→ YOUR INSTRUCTIONS
Copy all lines of the listing that include the string "matches".

→ GIVEN INFORMATION
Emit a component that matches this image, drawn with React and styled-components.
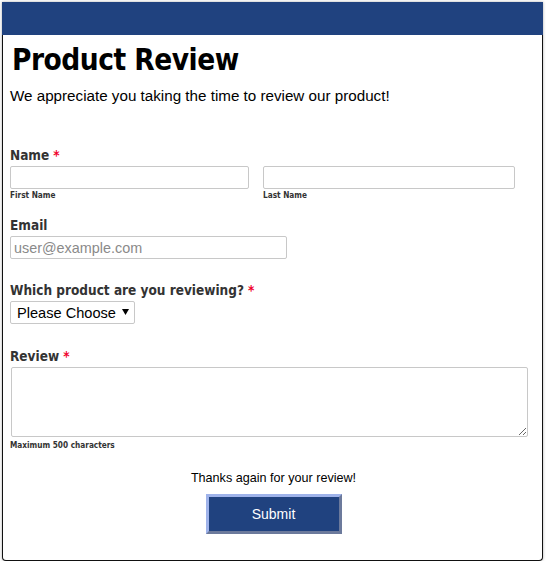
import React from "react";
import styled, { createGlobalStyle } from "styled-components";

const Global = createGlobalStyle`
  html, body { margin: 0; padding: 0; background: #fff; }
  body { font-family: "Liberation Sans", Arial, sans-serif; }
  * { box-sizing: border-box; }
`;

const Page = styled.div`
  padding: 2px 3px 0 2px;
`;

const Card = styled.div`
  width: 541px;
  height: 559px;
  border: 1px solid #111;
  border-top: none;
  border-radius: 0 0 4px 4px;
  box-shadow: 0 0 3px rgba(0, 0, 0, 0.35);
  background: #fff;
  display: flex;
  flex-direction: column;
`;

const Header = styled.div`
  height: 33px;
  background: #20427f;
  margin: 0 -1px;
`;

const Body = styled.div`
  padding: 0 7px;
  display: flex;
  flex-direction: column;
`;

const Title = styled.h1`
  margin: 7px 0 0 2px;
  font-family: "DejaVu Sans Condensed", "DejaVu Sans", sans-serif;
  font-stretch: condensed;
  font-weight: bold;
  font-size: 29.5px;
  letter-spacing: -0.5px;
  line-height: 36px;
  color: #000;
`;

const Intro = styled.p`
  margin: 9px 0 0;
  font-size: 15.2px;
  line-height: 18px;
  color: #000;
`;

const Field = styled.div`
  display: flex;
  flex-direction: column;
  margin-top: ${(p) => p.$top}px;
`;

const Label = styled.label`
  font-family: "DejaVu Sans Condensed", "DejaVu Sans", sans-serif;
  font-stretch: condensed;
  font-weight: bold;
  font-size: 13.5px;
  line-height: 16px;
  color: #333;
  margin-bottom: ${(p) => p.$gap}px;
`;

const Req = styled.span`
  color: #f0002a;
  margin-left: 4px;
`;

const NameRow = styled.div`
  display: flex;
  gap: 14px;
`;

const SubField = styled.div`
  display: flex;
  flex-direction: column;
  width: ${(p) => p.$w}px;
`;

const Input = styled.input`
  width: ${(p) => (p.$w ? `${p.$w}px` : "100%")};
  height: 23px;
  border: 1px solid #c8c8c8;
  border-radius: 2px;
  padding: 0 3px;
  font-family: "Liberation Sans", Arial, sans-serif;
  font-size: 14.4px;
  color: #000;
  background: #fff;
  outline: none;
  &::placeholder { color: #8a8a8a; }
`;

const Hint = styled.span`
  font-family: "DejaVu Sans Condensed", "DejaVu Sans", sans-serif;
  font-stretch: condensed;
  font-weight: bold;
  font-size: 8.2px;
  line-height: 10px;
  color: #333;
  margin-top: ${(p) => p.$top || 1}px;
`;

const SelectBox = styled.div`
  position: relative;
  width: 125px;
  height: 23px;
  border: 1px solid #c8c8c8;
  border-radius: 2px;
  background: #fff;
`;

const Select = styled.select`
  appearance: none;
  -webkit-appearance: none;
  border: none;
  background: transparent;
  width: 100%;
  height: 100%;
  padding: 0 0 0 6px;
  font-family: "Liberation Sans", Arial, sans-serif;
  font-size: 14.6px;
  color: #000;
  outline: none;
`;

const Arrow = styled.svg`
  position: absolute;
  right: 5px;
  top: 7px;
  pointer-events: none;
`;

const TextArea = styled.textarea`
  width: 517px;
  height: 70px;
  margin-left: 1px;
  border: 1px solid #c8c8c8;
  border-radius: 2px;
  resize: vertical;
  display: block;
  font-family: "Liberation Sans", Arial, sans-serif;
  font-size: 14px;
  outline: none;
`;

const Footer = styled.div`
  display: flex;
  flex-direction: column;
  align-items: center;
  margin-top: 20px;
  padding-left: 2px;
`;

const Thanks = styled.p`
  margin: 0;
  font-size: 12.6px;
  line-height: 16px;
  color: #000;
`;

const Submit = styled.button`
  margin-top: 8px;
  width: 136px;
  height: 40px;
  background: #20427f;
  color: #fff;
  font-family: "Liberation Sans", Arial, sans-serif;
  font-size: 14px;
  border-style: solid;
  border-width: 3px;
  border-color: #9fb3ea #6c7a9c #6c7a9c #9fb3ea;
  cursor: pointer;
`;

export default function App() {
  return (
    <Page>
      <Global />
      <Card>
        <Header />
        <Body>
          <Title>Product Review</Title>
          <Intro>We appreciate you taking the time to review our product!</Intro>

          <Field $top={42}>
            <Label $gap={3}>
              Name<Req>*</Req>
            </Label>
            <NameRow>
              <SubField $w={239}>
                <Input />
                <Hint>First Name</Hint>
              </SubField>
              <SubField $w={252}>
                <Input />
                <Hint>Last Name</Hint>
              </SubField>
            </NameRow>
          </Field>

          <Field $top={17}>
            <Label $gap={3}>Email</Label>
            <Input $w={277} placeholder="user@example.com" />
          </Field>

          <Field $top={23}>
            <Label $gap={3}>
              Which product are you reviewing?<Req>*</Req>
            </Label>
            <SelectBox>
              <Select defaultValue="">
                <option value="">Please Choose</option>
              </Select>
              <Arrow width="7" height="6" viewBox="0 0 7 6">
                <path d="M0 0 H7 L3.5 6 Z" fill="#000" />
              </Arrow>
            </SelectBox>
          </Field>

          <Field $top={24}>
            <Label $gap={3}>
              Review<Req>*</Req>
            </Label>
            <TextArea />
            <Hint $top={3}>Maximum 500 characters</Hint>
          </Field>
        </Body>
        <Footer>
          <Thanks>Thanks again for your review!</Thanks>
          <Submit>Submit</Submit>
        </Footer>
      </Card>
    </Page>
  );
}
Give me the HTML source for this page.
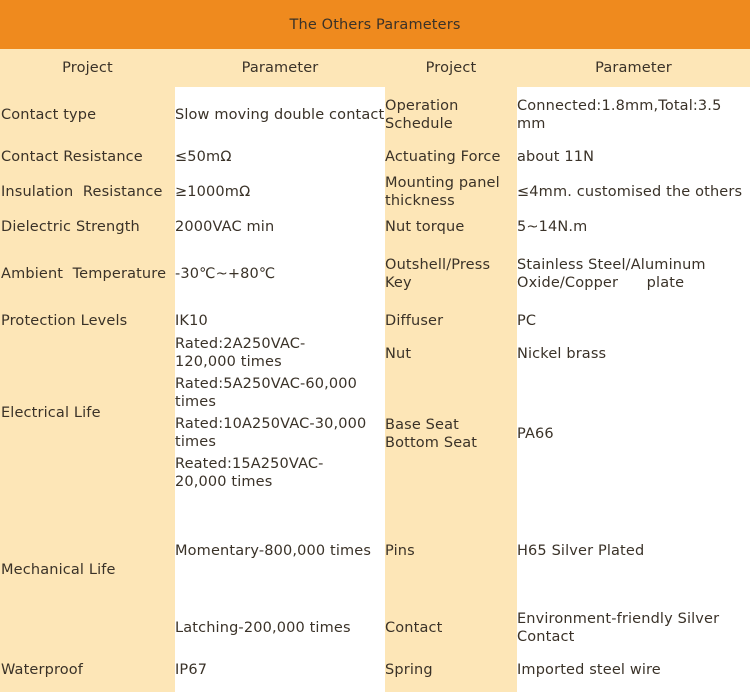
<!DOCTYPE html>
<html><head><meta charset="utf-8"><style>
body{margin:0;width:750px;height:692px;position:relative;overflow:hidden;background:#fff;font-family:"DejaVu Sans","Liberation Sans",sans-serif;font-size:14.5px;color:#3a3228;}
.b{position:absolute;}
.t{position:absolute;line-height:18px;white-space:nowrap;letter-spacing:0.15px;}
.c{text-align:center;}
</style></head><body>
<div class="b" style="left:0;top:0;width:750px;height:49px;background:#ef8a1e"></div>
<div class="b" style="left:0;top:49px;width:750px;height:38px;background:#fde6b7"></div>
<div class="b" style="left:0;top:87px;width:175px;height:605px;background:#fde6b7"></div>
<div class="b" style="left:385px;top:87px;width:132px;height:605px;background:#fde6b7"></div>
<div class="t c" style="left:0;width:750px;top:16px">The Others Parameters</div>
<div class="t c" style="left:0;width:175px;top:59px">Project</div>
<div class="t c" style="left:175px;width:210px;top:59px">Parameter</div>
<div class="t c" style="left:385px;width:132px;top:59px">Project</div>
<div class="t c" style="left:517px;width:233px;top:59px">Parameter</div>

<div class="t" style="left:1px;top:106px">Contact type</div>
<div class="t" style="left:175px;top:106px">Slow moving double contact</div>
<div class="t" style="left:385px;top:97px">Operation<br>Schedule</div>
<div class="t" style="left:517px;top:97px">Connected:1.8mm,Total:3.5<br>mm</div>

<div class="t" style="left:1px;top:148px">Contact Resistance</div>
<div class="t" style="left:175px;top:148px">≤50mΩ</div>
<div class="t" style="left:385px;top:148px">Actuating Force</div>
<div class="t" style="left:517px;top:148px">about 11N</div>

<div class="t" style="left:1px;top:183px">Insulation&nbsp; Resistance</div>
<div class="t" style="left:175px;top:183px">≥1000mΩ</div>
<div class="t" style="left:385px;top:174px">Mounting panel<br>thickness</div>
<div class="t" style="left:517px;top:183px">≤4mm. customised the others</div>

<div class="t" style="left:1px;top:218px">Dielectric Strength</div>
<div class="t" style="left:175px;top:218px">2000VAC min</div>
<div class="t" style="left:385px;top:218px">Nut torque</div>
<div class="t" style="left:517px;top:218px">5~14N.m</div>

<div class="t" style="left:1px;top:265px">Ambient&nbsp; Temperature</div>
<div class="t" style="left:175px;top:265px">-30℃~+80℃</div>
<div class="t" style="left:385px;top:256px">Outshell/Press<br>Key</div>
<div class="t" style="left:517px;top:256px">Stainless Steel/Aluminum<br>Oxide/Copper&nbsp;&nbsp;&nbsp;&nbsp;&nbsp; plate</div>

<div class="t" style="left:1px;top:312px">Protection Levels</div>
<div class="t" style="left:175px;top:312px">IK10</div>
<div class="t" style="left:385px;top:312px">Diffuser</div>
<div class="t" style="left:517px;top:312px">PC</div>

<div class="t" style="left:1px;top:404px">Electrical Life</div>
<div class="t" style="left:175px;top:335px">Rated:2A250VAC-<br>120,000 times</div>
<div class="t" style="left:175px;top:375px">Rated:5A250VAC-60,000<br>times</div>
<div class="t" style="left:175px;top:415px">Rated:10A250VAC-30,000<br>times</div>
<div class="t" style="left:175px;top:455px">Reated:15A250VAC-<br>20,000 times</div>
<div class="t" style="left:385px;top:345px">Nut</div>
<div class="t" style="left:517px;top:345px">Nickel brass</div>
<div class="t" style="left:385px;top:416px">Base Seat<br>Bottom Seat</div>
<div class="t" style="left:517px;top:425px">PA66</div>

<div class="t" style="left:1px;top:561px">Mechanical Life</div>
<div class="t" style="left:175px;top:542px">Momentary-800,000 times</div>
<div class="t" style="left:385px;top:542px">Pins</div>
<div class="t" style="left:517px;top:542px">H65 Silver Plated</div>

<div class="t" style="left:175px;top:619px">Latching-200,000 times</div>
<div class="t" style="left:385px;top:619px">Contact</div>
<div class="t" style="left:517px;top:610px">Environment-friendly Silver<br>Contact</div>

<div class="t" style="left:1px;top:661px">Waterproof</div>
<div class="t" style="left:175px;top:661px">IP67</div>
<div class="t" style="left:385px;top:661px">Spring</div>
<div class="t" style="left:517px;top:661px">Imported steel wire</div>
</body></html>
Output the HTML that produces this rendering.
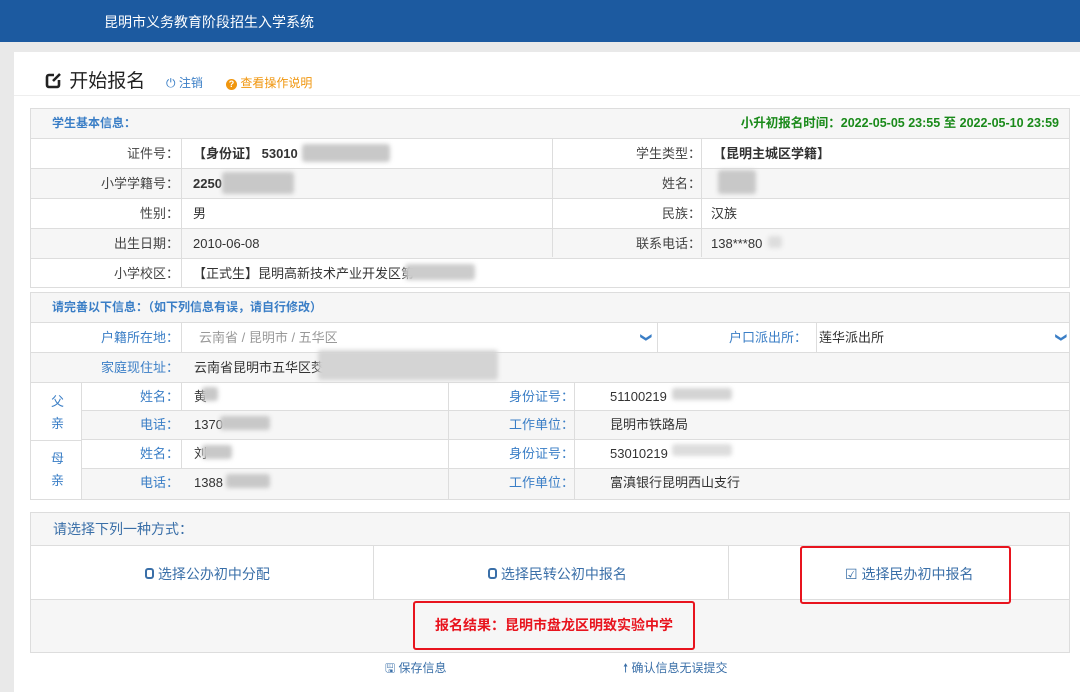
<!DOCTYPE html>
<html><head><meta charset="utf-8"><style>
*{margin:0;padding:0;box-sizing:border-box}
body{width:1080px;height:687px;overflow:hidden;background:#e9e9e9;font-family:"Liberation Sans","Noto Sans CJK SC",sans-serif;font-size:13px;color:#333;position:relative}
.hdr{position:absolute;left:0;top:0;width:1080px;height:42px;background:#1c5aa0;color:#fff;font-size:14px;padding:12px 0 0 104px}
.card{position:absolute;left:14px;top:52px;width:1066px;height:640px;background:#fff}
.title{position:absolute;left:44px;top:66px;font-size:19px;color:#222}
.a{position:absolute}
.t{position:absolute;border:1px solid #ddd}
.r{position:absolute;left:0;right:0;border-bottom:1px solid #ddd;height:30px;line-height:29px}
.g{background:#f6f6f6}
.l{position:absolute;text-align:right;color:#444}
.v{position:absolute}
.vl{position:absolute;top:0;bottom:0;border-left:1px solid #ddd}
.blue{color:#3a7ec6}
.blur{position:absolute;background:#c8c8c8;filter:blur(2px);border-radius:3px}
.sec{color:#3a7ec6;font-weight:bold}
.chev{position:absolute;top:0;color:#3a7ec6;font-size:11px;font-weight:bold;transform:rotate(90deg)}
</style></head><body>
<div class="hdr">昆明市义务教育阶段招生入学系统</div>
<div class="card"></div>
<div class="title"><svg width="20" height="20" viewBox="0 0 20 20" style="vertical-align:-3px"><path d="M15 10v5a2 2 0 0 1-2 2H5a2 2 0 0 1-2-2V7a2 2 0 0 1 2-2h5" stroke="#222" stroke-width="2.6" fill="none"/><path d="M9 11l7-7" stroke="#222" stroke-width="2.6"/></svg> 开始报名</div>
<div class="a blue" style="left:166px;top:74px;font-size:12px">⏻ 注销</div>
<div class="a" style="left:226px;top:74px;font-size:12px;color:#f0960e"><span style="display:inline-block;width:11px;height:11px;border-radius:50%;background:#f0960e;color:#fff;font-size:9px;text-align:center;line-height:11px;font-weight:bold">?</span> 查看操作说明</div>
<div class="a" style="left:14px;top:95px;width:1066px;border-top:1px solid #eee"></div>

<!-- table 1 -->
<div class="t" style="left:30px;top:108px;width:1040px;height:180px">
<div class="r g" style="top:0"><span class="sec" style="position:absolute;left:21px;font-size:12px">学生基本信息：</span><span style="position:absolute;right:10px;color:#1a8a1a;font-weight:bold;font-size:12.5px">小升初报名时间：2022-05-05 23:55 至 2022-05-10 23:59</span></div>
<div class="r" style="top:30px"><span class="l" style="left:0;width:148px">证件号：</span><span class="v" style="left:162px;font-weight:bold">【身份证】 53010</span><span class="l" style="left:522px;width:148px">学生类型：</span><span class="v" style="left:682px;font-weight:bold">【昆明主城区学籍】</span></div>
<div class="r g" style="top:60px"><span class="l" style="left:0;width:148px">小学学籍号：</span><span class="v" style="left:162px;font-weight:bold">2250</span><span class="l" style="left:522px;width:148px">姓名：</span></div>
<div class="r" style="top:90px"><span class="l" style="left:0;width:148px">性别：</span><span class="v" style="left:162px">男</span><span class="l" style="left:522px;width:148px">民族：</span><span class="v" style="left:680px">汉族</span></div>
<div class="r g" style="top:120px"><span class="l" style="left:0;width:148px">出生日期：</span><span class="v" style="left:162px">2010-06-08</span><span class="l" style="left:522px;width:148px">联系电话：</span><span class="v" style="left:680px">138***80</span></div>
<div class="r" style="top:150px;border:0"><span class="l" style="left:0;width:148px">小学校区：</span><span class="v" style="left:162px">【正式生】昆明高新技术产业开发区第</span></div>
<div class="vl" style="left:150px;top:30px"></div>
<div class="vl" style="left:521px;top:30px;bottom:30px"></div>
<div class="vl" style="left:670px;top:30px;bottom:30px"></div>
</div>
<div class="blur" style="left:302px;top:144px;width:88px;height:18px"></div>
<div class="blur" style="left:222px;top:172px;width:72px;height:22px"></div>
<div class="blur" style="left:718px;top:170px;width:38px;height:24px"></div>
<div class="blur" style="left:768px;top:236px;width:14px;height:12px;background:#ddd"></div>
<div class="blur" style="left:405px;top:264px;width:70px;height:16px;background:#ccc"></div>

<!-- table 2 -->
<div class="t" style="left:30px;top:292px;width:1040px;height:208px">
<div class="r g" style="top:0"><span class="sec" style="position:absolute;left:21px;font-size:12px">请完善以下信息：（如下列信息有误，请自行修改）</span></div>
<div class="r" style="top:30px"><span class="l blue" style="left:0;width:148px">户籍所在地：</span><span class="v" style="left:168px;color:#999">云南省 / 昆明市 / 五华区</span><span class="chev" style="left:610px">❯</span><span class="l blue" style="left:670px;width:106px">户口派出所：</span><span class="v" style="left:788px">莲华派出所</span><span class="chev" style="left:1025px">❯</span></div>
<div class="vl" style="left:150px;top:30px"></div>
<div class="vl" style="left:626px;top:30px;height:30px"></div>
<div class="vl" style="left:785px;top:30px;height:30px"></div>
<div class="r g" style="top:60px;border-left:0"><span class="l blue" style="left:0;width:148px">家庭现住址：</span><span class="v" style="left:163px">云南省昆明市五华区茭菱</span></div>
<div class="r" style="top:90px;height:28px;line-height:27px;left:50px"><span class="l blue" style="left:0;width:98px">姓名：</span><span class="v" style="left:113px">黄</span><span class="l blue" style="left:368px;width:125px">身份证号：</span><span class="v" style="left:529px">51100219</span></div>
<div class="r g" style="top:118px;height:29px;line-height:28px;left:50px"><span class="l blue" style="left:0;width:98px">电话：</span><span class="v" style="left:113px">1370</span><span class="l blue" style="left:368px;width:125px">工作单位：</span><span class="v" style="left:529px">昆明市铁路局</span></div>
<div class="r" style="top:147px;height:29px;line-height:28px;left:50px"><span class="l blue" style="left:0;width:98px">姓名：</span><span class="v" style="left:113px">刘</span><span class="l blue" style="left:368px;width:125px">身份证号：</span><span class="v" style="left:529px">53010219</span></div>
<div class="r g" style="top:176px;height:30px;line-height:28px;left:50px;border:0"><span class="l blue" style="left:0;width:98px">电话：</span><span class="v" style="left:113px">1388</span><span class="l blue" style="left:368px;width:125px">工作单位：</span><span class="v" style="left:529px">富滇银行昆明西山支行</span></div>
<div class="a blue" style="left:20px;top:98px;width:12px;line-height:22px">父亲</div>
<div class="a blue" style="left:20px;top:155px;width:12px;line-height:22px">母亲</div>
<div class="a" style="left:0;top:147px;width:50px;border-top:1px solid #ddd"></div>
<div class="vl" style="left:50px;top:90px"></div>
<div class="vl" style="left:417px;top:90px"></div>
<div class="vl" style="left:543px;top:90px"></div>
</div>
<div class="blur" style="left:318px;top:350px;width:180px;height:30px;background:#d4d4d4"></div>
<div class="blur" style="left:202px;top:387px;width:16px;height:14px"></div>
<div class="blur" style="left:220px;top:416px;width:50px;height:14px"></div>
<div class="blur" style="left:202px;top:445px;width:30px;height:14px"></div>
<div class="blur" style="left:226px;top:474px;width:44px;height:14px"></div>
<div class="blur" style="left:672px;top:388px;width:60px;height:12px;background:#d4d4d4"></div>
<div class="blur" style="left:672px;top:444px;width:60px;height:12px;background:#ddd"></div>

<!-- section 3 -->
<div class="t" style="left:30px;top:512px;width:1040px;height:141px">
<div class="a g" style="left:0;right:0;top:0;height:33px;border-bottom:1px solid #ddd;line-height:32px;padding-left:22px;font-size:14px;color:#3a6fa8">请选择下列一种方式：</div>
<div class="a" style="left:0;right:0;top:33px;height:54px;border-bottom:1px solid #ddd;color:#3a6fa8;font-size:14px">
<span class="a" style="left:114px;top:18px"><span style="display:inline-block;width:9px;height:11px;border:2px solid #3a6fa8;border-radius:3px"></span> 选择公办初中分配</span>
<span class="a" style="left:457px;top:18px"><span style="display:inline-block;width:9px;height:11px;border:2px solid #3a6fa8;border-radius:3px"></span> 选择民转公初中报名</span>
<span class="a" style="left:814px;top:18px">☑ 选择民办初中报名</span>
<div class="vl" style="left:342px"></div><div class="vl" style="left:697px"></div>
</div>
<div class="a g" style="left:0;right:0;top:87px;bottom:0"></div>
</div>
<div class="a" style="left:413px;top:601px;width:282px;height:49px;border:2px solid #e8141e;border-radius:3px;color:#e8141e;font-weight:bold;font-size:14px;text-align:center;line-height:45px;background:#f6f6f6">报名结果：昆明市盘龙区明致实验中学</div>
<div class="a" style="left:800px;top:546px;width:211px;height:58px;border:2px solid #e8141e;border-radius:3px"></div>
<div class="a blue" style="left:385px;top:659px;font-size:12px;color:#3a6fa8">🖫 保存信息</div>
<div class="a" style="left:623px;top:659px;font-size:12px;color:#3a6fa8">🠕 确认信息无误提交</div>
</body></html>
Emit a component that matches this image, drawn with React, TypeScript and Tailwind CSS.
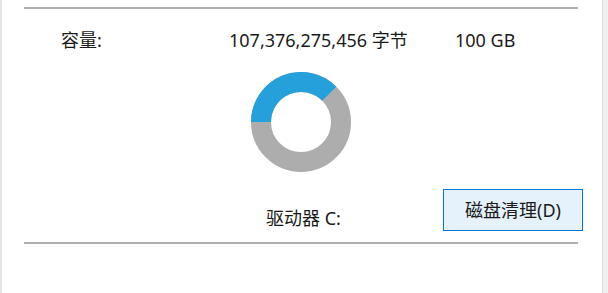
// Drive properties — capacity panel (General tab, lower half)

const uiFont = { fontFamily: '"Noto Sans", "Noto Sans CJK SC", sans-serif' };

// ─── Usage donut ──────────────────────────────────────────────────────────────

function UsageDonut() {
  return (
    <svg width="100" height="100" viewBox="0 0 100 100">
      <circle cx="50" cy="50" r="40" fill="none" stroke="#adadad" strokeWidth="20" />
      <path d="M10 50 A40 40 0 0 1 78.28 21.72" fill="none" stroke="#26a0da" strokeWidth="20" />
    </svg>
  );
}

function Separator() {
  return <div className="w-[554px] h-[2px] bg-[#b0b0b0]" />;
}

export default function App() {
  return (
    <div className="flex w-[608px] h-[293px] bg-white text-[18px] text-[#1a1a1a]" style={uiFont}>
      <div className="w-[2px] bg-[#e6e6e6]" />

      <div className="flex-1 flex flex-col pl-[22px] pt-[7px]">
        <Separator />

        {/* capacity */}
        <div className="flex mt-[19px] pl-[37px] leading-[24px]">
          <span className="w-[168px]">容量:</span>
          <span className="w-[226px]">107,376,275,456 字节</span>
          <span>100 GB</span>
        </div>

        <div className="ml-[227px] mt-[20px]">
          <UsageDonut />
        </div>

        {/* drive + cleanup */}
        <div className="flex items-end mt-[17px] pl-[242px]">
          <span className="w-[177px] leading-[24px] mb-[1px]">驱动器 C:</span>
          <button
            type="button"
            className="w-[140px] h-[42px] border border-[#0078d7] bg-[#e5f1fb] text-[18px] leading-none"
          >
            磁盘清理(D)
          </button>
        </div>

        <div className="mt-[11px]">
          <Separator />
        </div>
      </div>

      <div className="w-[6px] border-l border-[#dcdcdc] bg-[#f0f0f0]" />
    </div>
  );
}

→ PROBLEM SOLUTION
Emit a component that matches this image, drawn with React and styled-components.
Emit a component that matches this image, drawn with React, TypeScript and Tailwind CSS.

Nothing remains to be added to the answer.